By studying the artist’s input list and plot, and making some educated guesses (given the band’s musical genre), you can set up the inputs. If active instruments – like keyboards and guitars with on-board electronics – are plugged into passive DIs, while active DIs are used to amplify passive instruments that need gain, channel gain settings will be more predictable. Likewise check the pads on DIs (and condenser microphones) before they go on stage.

If there’s a place at the end of the input list, or even somewhere in the middle, it never hurts to add one or two “oh by the way” (OBTW) channels into the console file, as invariably there’s something not accounted for in the band’s paperwork that’s been added along the way. If the piece of paper taped to the splitter and the file in the console don’t match, it’s tempting to fix it with a “soft patch” but I recommend “one-to-one.”

Meaningful Labels
Channel EQ can be quickly set with good starting positions for how you like to work using the console’s EQ library, which is a place to store EQ presets. Knowing the EQ filters that are the usual starting point for standard mics and typical applications, you can save the presets with meaningful names.

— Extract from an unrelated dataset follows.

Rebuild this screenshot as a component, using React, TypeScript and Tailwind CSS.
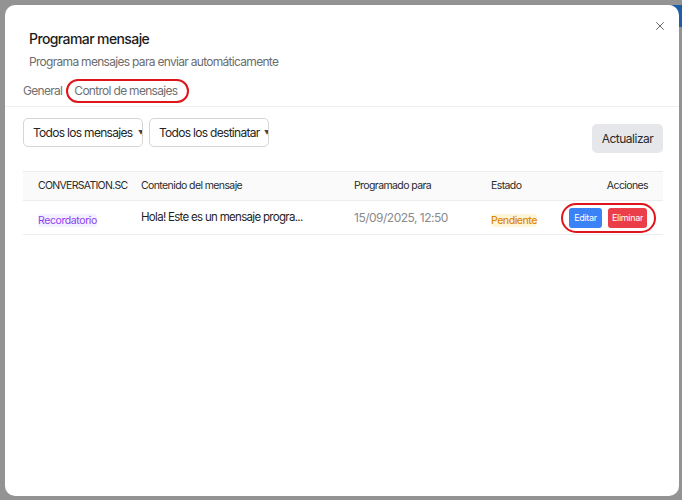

For example, you may cut some low mids and add some 1 kHz “click” on the kick drum using a (Shure) Beta 52, so by making a “Kick-B52” EQ preset, you can set that channel by just calling the preset to your selected channel with a touch of the screen or a click of the mouse. This is quicker than tweaking gain, frequency and Q for several filters. There may still be a need to tweak, but you get there faster.

Some consoles only allow a low-pass filter by stealing the highest EQ filter, turning its Q all the way down, then turning it on with the gain and adjusting its frequency. These can also be incorporated into presets, saving those encoder strokes as well.

Use the flexibility and power of digital consoles to get ahead of the game.

Similarly, GEQ libraries can be used for specific combinations of vocal mics and floor monitors that are used frequently. After investing the time it takes to carefully adjust one wedge with a mic, that setting can be quickly copied into the graphic equalizers for a number of mixes with the same mic/wedge combination. Self-powered monitors are typically very consistent, allowing settings created for them to work well on many other suppliers’ wedges. Giving them meaningful names like “MJF212wSM58” allows them to be saved for the next time that combination is deployed.

EQ libraries can also be used to adjust in-ear monitor equalization with individual musicians, allowing you both to explore making minor adjustments to their overall mix EQ to help their IEMs better match their hearing. By giving them meaningful labels, like “DaveIEM0915,” you can archive a record of daily IEM mix EQ settings in what can be an iterative process that gradually gets an IEM mix sounding better to that performer. You may even discover subtle changes to their hearing from the beginning of the set to the end, or from Friday night to Sunday night.

Obviously the same applies to effects libraries. I’ve heard very few reverbs that couldn’t benefit from a little parameter tweaking, including the EQ on their return channels. You might go ahead and tweak and load up the console with an entire assortment of application-specific effects from snare to fiddle to acoustic, so that when you want them, they’re ready to go, as long as you have channels to return them.

At a minimum there should be a generic vocal and instrument reverb in your file, patched from a pair of aux sends and ready to go into a mix. Then replacing them with exactly what’s needed can be quickly chosen from your custom effects library. When you save your entire console, all of these libraries are stored and carried on a USB key to the next gig.

Some consoles also allow making a preset out of an entire auxiliary send. One day percussionist Daniel de los Reyes told me his mix was a little off. I asked him when was the last show it sounded good to him, and he replied “Philly.” I was able to go back to my Philadelphia file, make a preset of his mix and paste it into the current file. Bueno, aquí estamos en Philly.